ABC News' Z. Byron Wolf reports: The Iraq debate on the Senate floor is serious and weighty.

But Democratic Senators are really are getting into the spirit of their all-night filibuster buster behind the scenes too. Earlier, they had cots delivered to a room just off the Senate floor to take naps mid-debate. Just now, the pizza arrived. Call it a little college-cram-style fuel for the anti-surge debate team.

This despite the fact that Harry Reid declared to reporters just yesterday that Senators would not be ordering out pizza for their all-night session.

A reporter asked Reid: "Mr. Leader, aside from staying in session the whole -- the next 48 hours or so, how will you dramatize this?  Will we have cots in the hall, constant pizza box deliveries?  How will the American people know, if they're watching the floor, what..."

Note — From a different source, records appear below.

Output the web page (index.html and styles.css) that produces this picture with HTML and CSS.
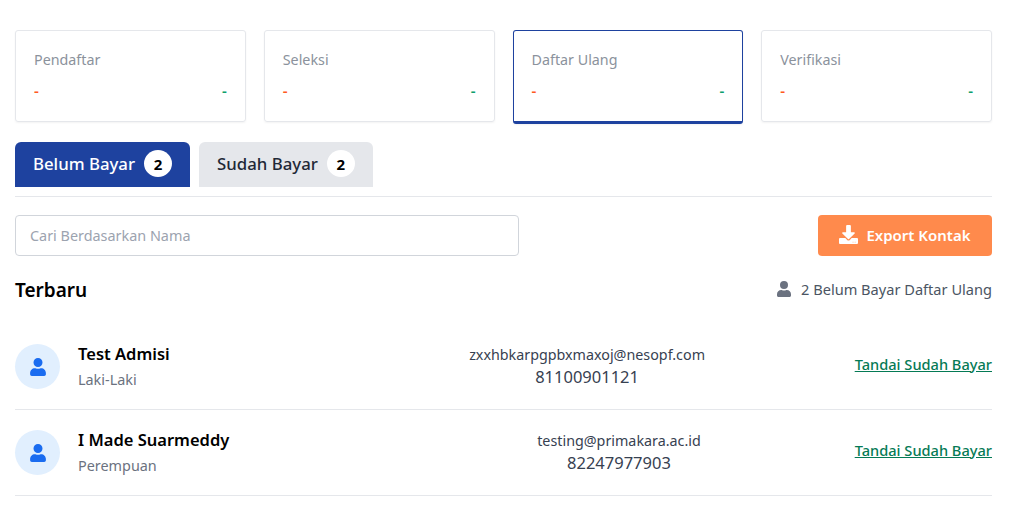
FILE: index.html
```html
<!DOCTYPE html>
<html lang="en">
<head>
    <meta charset="UTF-8">
    <meta name="viewport" content="width=device-width, initial-scale=1.0">
    <title>Daftar Ulang</title>
    <link rel="stylesheet" href="styles.css">
</head>
<body>
    <main class="page">
        <section class="stats">
            <div class="stat-card">
                <p class="stat-title">Pendaftar</p>
                <div class="stat-values"><span class="val-orange">-</span><span class="val-green">-</span></div>
            </div>
            <div class="stat-card">
                <p class="stat-title">Seleksi</p>
                <div class="stat-values"><span class="val-orange">-</span><span class="val-green">-</span></div>
            </div>
            <div class="stat-card active">
                <p class="stat-title">Daftar Ulang</p>
                <div class="stat-values"><span class="val-orange">-</span><span class="val-green">-</span></div>
            </div>
            <div class="stat-card">
                <p class="stat-title">Verifikasi</p>
                <div class="stat-values"><span class="val-orange">-</span><span class="val-green">-</span></div>
            </div>
        </section>

        <nav class="tabs">
            <a class="tab active" href="#">Belum Bayar <span class="tab-count">2</span></a>
            <a class="tab" href="#">Sudah Bayar <span class="tab-count">2</span></a>
        </nav>

        <section class="toolbar">
            <input class="search" type="text" placeholder="Cari Berdasarkan Nama">
            <button class="export" type="button">
                <svg class="export-icon" viewBox="0 0 512 512" width="19" height="19"><path fill="currentColor" d="M216 0h80c13 0 24 11 24 24v168h88c18 0 27 21 14 34L270 378c-8 8-20 8-28 0L90 226c-13-13-4-34 14-34h88V24c0-13 11-24 24-24zM512 376v112c0 13-11 24-24 24H24c-13 0-24-11-24-24V376c0-13 11-24 24-24h147l49 49c20 20 52 20 72 0l49-49h147c13 0 24 11 24 24zM388 464c0-6-5-10-10-10s-10 4-10 10 5 10 10 10 10-4 10-10zm56 0c0-6-5-10-10-10s-10 4-10 10 5 10 10 10 10-4 10-10z"/></svg>
                Export Kontak
            </button>
        </section>

        <section class="list-head">
            <h2 class="list-title">Terbaru</h2>
            <span class="list-info">
                <svg viewBox="0 0 448 512" width="14" height="16"><path fill="#6b7280" d="M224 256a128 128 0 1 0 0-256 128 128 0 0 0 0 256zm90 32h-17a174 174 0 0 1-146 0h-17C60 288 0 348 0 422v42c0 26 22 48 48 48h352c26 0 48-22 48-48v-42c0-74-60-134-134-134z"/></svg>
                2 Belum Bayar Daftar Ulang
            </span>
        </section>

        <section class="list">
            <div class="row">
                <div class="person">
                    <div class="avatar"><svg viewBox="0 0 448 512" width="16" height="18"><path fill="#1a6cf0" d="M224 256a128 128 0 1 0 0-256 128 128 0 0 0 0 256zm90 32h-17a174 174 0 0 1-146 0h-17C60 288 0 348 0 422v42c0 26 22 48 48 48h352c26 0 48-22 48-48v-42c0-74-60-134-134-134z"/></svg></div>
                    <div class="person-text">
                        <div class="name">Test Admisi</div>
                        <div class="gender">Laki-Laki</div>
                    </div>
                </div>
                <div class="contact">
                    <div>zxxhbkarpgpbxmaxoj@nesopf.com</div>
                    <div class="phone">81100901121</div>
                </div>
                <a class="mark" href="#">Tandai Sudah Bayar</a>
            </div>
            <div class="row">
                <div class="person">
                    <div class="avatar"><svg viewBox="0 0 448 512" width="16" height="18"><path fill="#1a6cf0" d="M224 256a128 128 0 1 0 0-256 128 128 0 0 0 0 256zm90 32h-17a174 174 0 0 1-146 0h-17C60 288 0 348 0 422v42c0 26 22 48 48 48h352c26 0 48-22 48-48v-42c0-74-60-134-134-134z"/></svg></div>
                    <div class="person-text">
                        <div class="name">I Made Suarmeddy</div>
                        <div class="gender">Perempuan</div>
                    </div>
                </div>
                <div class="contact">
                    <div>testing@primakara.ac.id</div>
                    <div class="phone">82247977903</div>
                </div>
                <a class="mark" href="#">Tandai Sudah Bayar</a>
            </div>
        </section>
    </main>
</body>
</html>
```

FILE: styles.css
```css
* {
    box-sizing: border-box;
}

body {
    font-family: "Noto Sans", Arial, sans-serif;
    margin: 0;
    padding: 0;
    background-color: #fff;
}

.page {
    padding: 30px 18px 0 15px;
}

.stats {
    display: grid;
    grid-template-columns: repeat(4, 1fr);
    gap: 18px;
}

.stat-card {
    height: 92px;
    padding: 19px 18px;
    border: 1px solid #e5e7eb;
    border-radius: 3px;
    box-shadow: 0 1px 2px rgba(0, 0, 0, 0.05);
}

.stat-card.active {
    height: 94px;
    margin-bottom: -2px;
    border-color: #1e429f;
    border-bottom-width: 3px;
}

.stat-title {
    margin: 0;
    font-size: 14.3px;
    line-height: 20px;
    color: #8b929c;
}

.stat-values {
    display: flex;
    justify-content: space-between;
    margin-top: 10px;
    font-size: 15px;
    line-height: 20px;
    font-weight: 600;
}

.val-orange {
    color: #ff5a1f;
}

.val-green {
    color: #0e9f6e;
}

.tabs {
    display: flex;
    gap: 9px;
    margin-top: 20px;
    padding-bottom: 9px;
    border-bottom: 1px solid #e5e7eb;
}

.tab {
    display: flex;
    align-items: center;
    gap: 9px;
    height: 45px;
    padding: 0 18px 2px;
    border-radius: 6px 6px 0 0;
    background-color: #e5e7eb;
    color: #1f2937;
    font-size: 16.8px;
    font-weight: 500;
    text-decoration: none;
}

.tab.active {
    background-color: #1e429f;
    color: #fff;
}

.tab-count {
    display: flex;
    align-items: center;
    justify-content: center;
    width: 28px;
    height: 27px;
    border-radius: 50%;
    background-color: #fff;
    color: #000;
    font-size: 15px;
    font-weight: 700;
}

.toolbar {
    display: flex;
    justify-content: space-between;
    margin-top: 18px;
}

.search {
    width: 504px;
    height: 41px;
    padding: 0 14px;
    border: 1px solid #d1d5db;
    border-radius: 4px;
    font-family: inherit;
    font-size: 14.4px;
}

.search::placeholder {
    color: #9ca3af;
}

.export {
    display: flex;
    align-items: center;
    justify-content: center;
    gap: 8px;
    width: 174px;
    height: 41px;
    padding: 0 0 2px;
    border: none;
    border-radius: 4px;
    background-color: #ff8a4c;
    color: #fff;
    font-family: inherit;
    font-size: 15px;
    font-weight: 600;
}

.list-head {
    display: flex;
    justify-content: space-between;
    align-items: center;
    margin-top: 20px;
    height: 27px;
}

.list-title {
    margin: 0;
    font-size: 19px;
    font-weight: 600;
    color: #000;
}

.list-info {
    display: flex;
    align-items: center;
    gap: 10px;
    padding-bottom: 2px;
    font-size: 14.6px;
    color: #4b5563;
}

.list {
    margin-top: 21px;
}

.row {
    display: grid;
    grid-template-columns: auto 2fr auto 1fr auto;
    align-items: center;
    height: 86px;
    border-bottom: 1px solid #e5e7eb;
}

.person {
    grid-column: 1;
    display: flex;
    align-items: center;
    gap: 18px;
}

.avatar {
    display: flex;
    align-items: center;
    justify-content: center;
    width: 45px;
    height: 45px;
    border-radius: 50%;
    background-color: #e1effe;
}

.name {
    font-size: 16.5px;
    line-height: 25px;
    font-weight: 600;
    color: #000;
}

.gender {
    font-size: 14.4px;
    line-height: 27px;
    color: #6b7280;
}

.contact {
    grid-column: 3;
    padding-bottom: 2px;
    text-align: center;
    font-size: 14.3px;
    line-height: 22px;
    color: #374151;
}

.phone {
    font-size: 16.5px;
    line-height: 21px;
}

.mark {
    grid-column: 5;
    justify-self: end;
    padding-bottom: 6px;
    font-size: 14.6px;
    font-weight: 500;
    color: #057a55;
}
```
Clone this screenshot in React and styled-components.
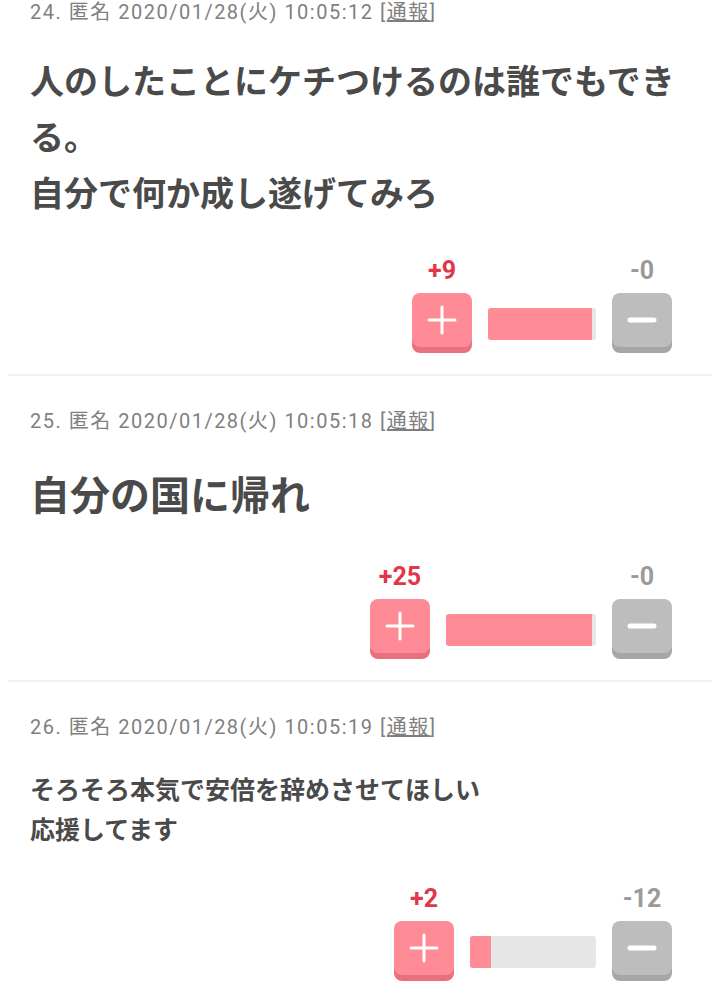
import React from "react"
import styled, { createGlobalStyle } from "styled-components"

const GlobalStyle = createGlobalStyle`
  html, body {
    margin: 0;
    padding: 0;
    background: #fff;
  }
  body {
    font-family: Roboto, "Noto Sans CJK JP", sans-serif;
  }
`

const List = styled.div`
  margin: 0 8px;
`

const Post = styled.div`
  padding: ${(p) => (p.$first ? "0" : "33px")} 10px 21px 22px;
  border-bottom: ${(p) => (p.$last ? "none" : "2px solid #f0f0f0")};
`

const Header = styled.div`
  font-size: 20px;
  line-height: 24px;
  letter-spacing: 1.5px;
  color: #7f7f7f;
  white-space: nowrap;

  & span {
    text-decoration: underline;
  }
`

const Body = styled.div`
  margin-top: ${(p) => p.$mt}px;
  font-family: "Noto Sans CJK JP", sans-serif;
  font-weight: 700;
  font-size: ${(p) => p.$size}px;
  line-height: ${(p) => p.$lh};
  color: #4a4a4a;
`

const Votes = styled.div`
  margin-top: 37px;
  padding-right: 30px;
  display: flex;
  justify-content: flex-end;
  align-items: flex-end;
  gap: 16px;
`

const VoteCol = styled.div`
  display: flex;
  flex-direction: column;
  align-items: center;
  gap: 9px;
`

const Count = styled.div`
  font-family: Roboto, sans-serif;
  font-weight: 700;
  font-size: 25px;
  line-height: 27px;
  color: ${(p) => (p.$plus ? "#e0374a" : "#9a9a9a")};
`

const Btn = styled.div`
  width: 60px;
  height: 54px;
  border-radius: 8px;
  background: ${(p) => (p.$plus ? "#ff8b97" : "#bdbdbd")};
  box-shadow: 0 6px 0 ${(p) => (p.$plus ? "#e9707d" : "#a6a6a6")};
  margin-bottom: 6px;
  display: flex;
  align-items: center;
  justify-content: center;
`

const Bar = styled.div`
  height: 32px;
  margin-bottom: 13px;
  border-radius: 3px;
  background: #e6e6e6;
  overflow: hidden;
  display: flex;
`

const Fill = styled.div`
  background: #ff8b97;
  height: 100%;
`

const PlusIcon = () => (
  <svg width="30" height="30" viewBox="0 0 30 30">
    <path d="M15 2v26M2 15h26" stroke="#fff" strokeWidth="3" strokeLinecap="round" />
  </svg>
)

const MinusIcon = () => (
  <svg width="30" height="30" viewBox="0 0 30 30">
    <path d="M3 15h24" stroke="#fff" strokeWidth="5" strokeLinecap="round" />
  </svg>
)

const posts = [
  {
    no: 24,
    time: "2020/01/28(火) 10:05:12",
    size: 34,
    lh: "56px",
    mt: 28,
    lines: ["人のしたことにケチつけるのは誰でもできる。", "自分で何か成し遂げてみろ"],
    plus: 9,
    minus: 0,
    bar: 108,
    fill: 104,
  },
  {
    no: 25,
    time: "2020/01/28(火) 10:05:18",
    size: 40,
    lh: "66px",
    mt: 27,
    lines: ["自分の国に帰れ"],
    plus: 25,
    minus: 0,
    bar: 150,
    fill: 146,
  },
  {
    no: 26,
    time: "2020/01/28(火) 10:05:19",
    size: 25,
    lh: "40px",
    mt: 29,
    lines: ["そろそろ本気で安倍を辞めさせてほしい", "応援してます"],
    plus: 2,
    minus: 12,
    bar: 126,
    fill: 21,
  },
]

export default function App() {
  return (
    <>
      <GlobalStyle />
      <List>
        {posts.map((p, i) => (
          <Post key={p.no} $first={i === 0} $last={i === posts.length - 1}>
            <Header>
              {p.no}. 匿名 {p.time} [<span>通報</span>]
            </Header>
            <Body $size={p.size} $lh={p.lh} $mt={p.mt}>
              {p.lines.map((l, j) => (
                <div key={j}>{l}</div>
              ))}
            </Body>
            <Votes>
              <VoteCol>
                <Count $plus>+{p.plus}</Count>
                <Btn $plus>
                  <PlusIcon />
                </Btn>
              </VoteCol>
              <Bar style={{ width: p.bar }}>
                <Fill style={{ width: p.fill }} />
              </Bar>
              <VoteCol>
                <Count>-{p.minus}</Count>
                <Btn>
                  <MinusIcon />
                </Btn>
              </VoteCol>
            </Votes>
          </Post>
        ))}
      </List>
    </>
  )
}
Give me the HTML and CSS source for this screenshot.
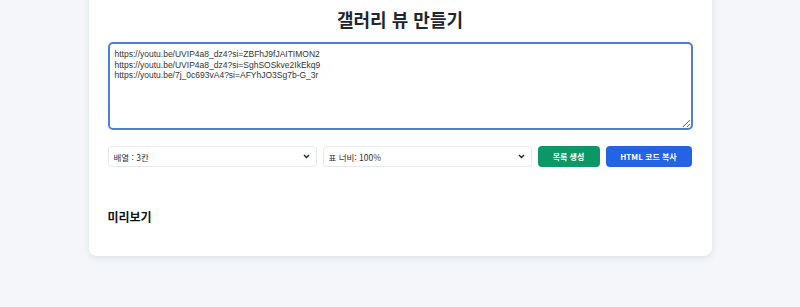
FILE: index.html
```html
<!DOCTYPE html>
<html lang="ko">
<head>
  <meta charset="UTF-8" />
  <meta name="viewport" content="width=device-width, initial-scale=1.0"/>
  <title>갤러리 뷰 만들기</title>
  <link rel="stylesheet" href="styles.css">
</head>
<body>
  <div class="container">
    <h1>갤러리 뷰 만들기</h1>
    <textarea id="urls" class="url-input">https://youtu.be/UVIP4a8_dz4?si=ZBFhJ9fJAITIMON2
https://youtu.be/UVIP4a8_dz4?si=SghSOSkve2IkEkq9
https://youtu.be/7j_0c693vA4?si=AFYhJO3Sg7b-G_3r</textarea>
    <div class="controls">
      <div class="select-wrap">
        <select id="columns">
          <option value="3" selected>배열 : 3칸</option>
          <option value="2">배열 : 2칸</option>
          <option value="4">배열 : 4칸</option>
        </select>
        <svg class="chevron" width="7" height="5" viewBox="0 0 7 5"><path d="M1 1l2.5 2.5L6 1" fill="none" stroke="#222" stroke-width="1.4"/></svg>
      </div>
      <div class="select-wrap">
        <select id="width">
          <option value="100" selected>표 너비: 100%</option>
          <option value="80">표 너비: 80%</option>
        </select>
        <svg class="chevron" width="7" height="5" viewBox="0 0 7 5"><path d="M1 1l2.5 2.5L6 1" fill="none" stroke="#222" stroke-width="1.4"/></svg>
      </div>
      <button class="btn btn-green">목록 생성</button>
      <button class="btn btn-blue">HTML 코드 복사</button>
    </div>
    <h2>미리보기</h2>
    <div class="preview" id="preview"></div>
  </div>
</body>
</html>
```

FILE: styles.css
```css
* {
  box-sizing: border-box;
  margin: 0;
  padding: 0;
}
body {
  font-family: 'Noto Sans CJK KR', 'Noto Sans', sans-serif;
  background-color: #f4f6f9;
  color: #222;
  height: 307px;
  overflow: hidden;
}
.container {
  width: 623px;
  margin: -12px auto 0;
  background: #ffffff;
  border-radius: 8px;
  box-shadow: 0 2px 6px rgba(30, 50, 80, 0.1);
  padding: 18px 19px 11px;
}
h1 {
  text-align: center;
  font-size: 18px;
  font-weight: 700;
  color: #1f2533;
  line-height: 26px;
  margin-bottom: 10px;
}
.url-input {
  display: block;
  width: 100%;
  height: 88px;
  border: 2px solid #4d7fdc;
  border-radius: 5px;
  padding: 5px 5px;
  font-family: 'Liberation Sans', 'Noto Sans CJK KR', sans-serif;
  font-size: 8.5px;
  line-height: 10.5px;
  color: #333;
  outline: none;
}
.controls {
  display: flex;
  align-items: center;
  gap: 6px;
  margin-top: 16px;
}
.select-wrap {
  position: relative;
  width: 209px;
  height: 21px;
}
.chevron {
  position: absolute;
  right: 7px;
  top: 8px;
  pointer-events: none;
}
select {
  display: block;
  appearance: none;
  width: 100%;
  height: 21px;
  border: 1px solid #e6e9ee;
  border-radius: 4px;
  background: #fff;
  padding: 0 5px;
  font-family: 'Noto Sans CJK KR', sans-serif;
  font-size: 8.5px;
  color: #333;
}
.btn {
  height: 21px;
  border: none;
  border-radius: 4px;
  color: #fff;
  font-family: 'Noto Sans CJK KR', sans-serif;
  font-size: 8px;
  font-weight: 700;
  cursor: pointer;
}
.btn-green {
  width: 62px;
  background: #0c9768;
}
.btn-blue {
  width: 86px;
  background: #2563e6;
}
h2 {
  font-size: 12px;
  font-weight: 700;
  color: #111;
  margin-top: 42px;
  line-height: 16px;
}
.preview {
  min-height: 20px;
}
```
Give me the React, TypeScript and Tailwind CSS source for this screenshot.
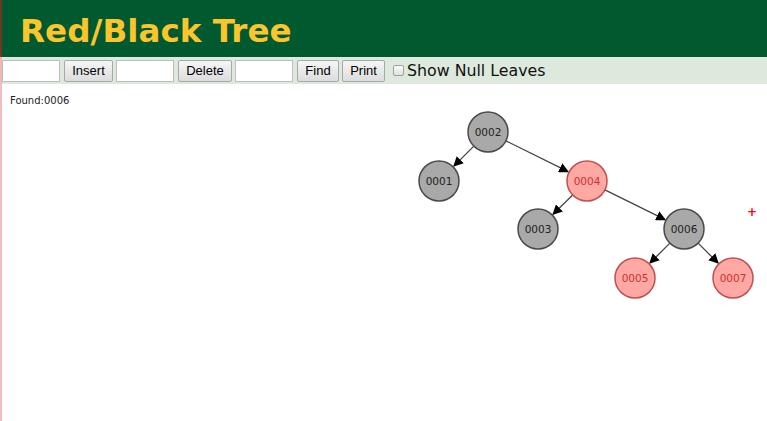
import React from "react";

type N = { x: number; y: number; label: string; red: boolean };

const nodes: N[] = [
  { x: 488, y: 132, label: "0002", red: false },
  { x: 439, y: 181, label: "0001", red: false },
  { x: 587, y: 181, label: "0004", red: true },
  { x: 538, y: 229, label: "0003", red: false },
  { x: 684, y: 229, label: "0006", red: false },
  { x: 635, y: 278, label: "0005", red: true },
  { x: 733, y: 278, label: "0007", red: true },
];

const edges: [number, number][] = [
  [0, 1],
  [0, 2],
  [2, 3],
  [2, 4],
  [4, 5],
  [4, 6],
];

const R = 20;

function Tree() {
  return (
    <svg width="765" height="337" viewBox="2 84 765 337" className="block">
      <defs>
        <marker id="arr" markerWidth="10" markerHeight="10" refX="9" refY="5" orient="auto" markerUnits="userSpaceOnUse">
          <path d="M0,0 L10,5 L0,10 z" fill="#000" />
        </marker>
      </defs>
      {edges.map(([a, b], i) => {
        const p = nodes[a];
        const c = nodes[b];
        const dx = c.x - p.x;
        const dy = c.y - p.y;
        const d = Math.sqrt(dx * dx + dy * dy);
        const ux = dx / d;
        const uy = dy / d;
        return (
          <line
            key={i}
            x1={p.x + ux * R}
            y1={p.y + uy * R}
            x2={c.x - ux * (R + 1)}
            y2={c.y - uy * (R + 1)}
            stroke="#444"
            strokeWidth="1.3"
            markerEnd="url(#arr)"
          />
        );
      })}
      {nodes.map((n, i) => (
        <g key={i}>
          <circle
            cx={n.x}
            cy={n.y}
            r={R}
            fill={n.red ? "#ffa8a4" : "#a9a9a9"}
            stroke={n.red ? "#c0504d" : "#4a4a4a"}
            strokeWidth="1.5"
          />
          <text
            x={n.x}
            y={n.y + 4}
            textAnchor="middle"
            fontSize="10.5"
            fontFamily="'DejaVu Sans', Verdana, sans-serif"
            fill={n.red ? "#d03030" : "#222"}
          >
            {n.label}
          </text>
        </g>
      ))}
      <text x="752" y="216" textAnchor="middle" fontSize="12" fontWeight="bold" fill="#ff0000" fontFamily="'DejaVu Sans', sans-serif">
        +
      </text>
    </svg>
  );
}

export default function App() {
  const btn =
    "h-[22px] px-[6px] border border-[#a9a9a9] rounded-[2px] bg-gradient-to-b from-[#f6f6f6] to-[#dcdcdc] text-[13px] text-black leading-none";
  const inp = "h-[22px] bg-white border border-[#bdbdbd]";
  return (
    <div className="w-[767px] h-[421px] overflow-hidden bg-white flex flex-col" style={{ fontFamily: "'Liberation Sans', Arial, sans-serif" }}>
      <div className="h-[57px] bg-[#00592f] border-l-2 border-[#6a3b22] flex items-center pl-[18px] shrink-0">
        <h1
          className="text-[#fbc52b] text-[32.6px] font-bold leading-none pt-[5px]"
          style={{ fontFamily: "'DejaVu Sans', Verdana, sans-serif" }}
        >
          Red/Black Tree
        </h1>
      </div>
      <div className="h-[27px] bg-[#dee9dd] border-l-2 border-[#f0b7b4] flex items-center shrink-0">
        <input className={`${inp} w-[58px] ml-0`} />
        <button className={`${btn} ml-[4px] w-[49px]`}>Insert</button>
        <input className={`${inp} w-[58px] ml-[3px]`} />
        <button className={`${btn} ml-[4px] w-[54px]`}>Delete</button>
        <input className={`${inp} w-[58px] ml-[3px]`} />
        <button className={`${btn} ml-[4px] w-[42px]`}>Find</button>
        <button className={`${btn} ml-[3px] w-[43px]`}>Print</button>
        <span className="ml-[8px] w-[11px] h-[11px] border border-[#a0a0a0] rounded-[2px] bg-gradient-to-b from-[#fbfbfb] to-[#e0e0e0]" />
        <span className="ml-[3px] text-[15.8px] text-[#111] leading-none" style={{ fontFamily: "'DejaVu Sans', Verdana, sans-serif" }}>
          Show Null Leaves
        </span>
      </div>
      <div className="flex-1 relative border-l-2 border-[#f4bcbc]">
        <div className="absolute left-[8px] top-[9px] text-[10px] text-[#222]" style={{ fontFamily: "'DejaVu Sans', Verdana, sans-serif" }}>
          Found:0006
        </div>
        <Tree />
      </div>
    </div>
  );
}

REID interupted the reporter:  "I personally don't like pizza, so that won't be a part of the deal. We are going to have votes during the night.  We're not going to let everybody go home and have a good night's rest.  We feel that this is important enough that we have votes during the night.  And we will have some votes."

More than 30 boxes of Al's pizza, a local DC purveyor of pies, were wheeled into the Capitol Building just before 6pm by two pages and a gray plastic cart.

The pages declined to provide any slices to the reporters who watched them wheel on by, past the senate floor and into the Democratic cloak room, where Democrats were set to dine before setting to their debate in earnest. Needless to say the reporters were "hungry" for the story.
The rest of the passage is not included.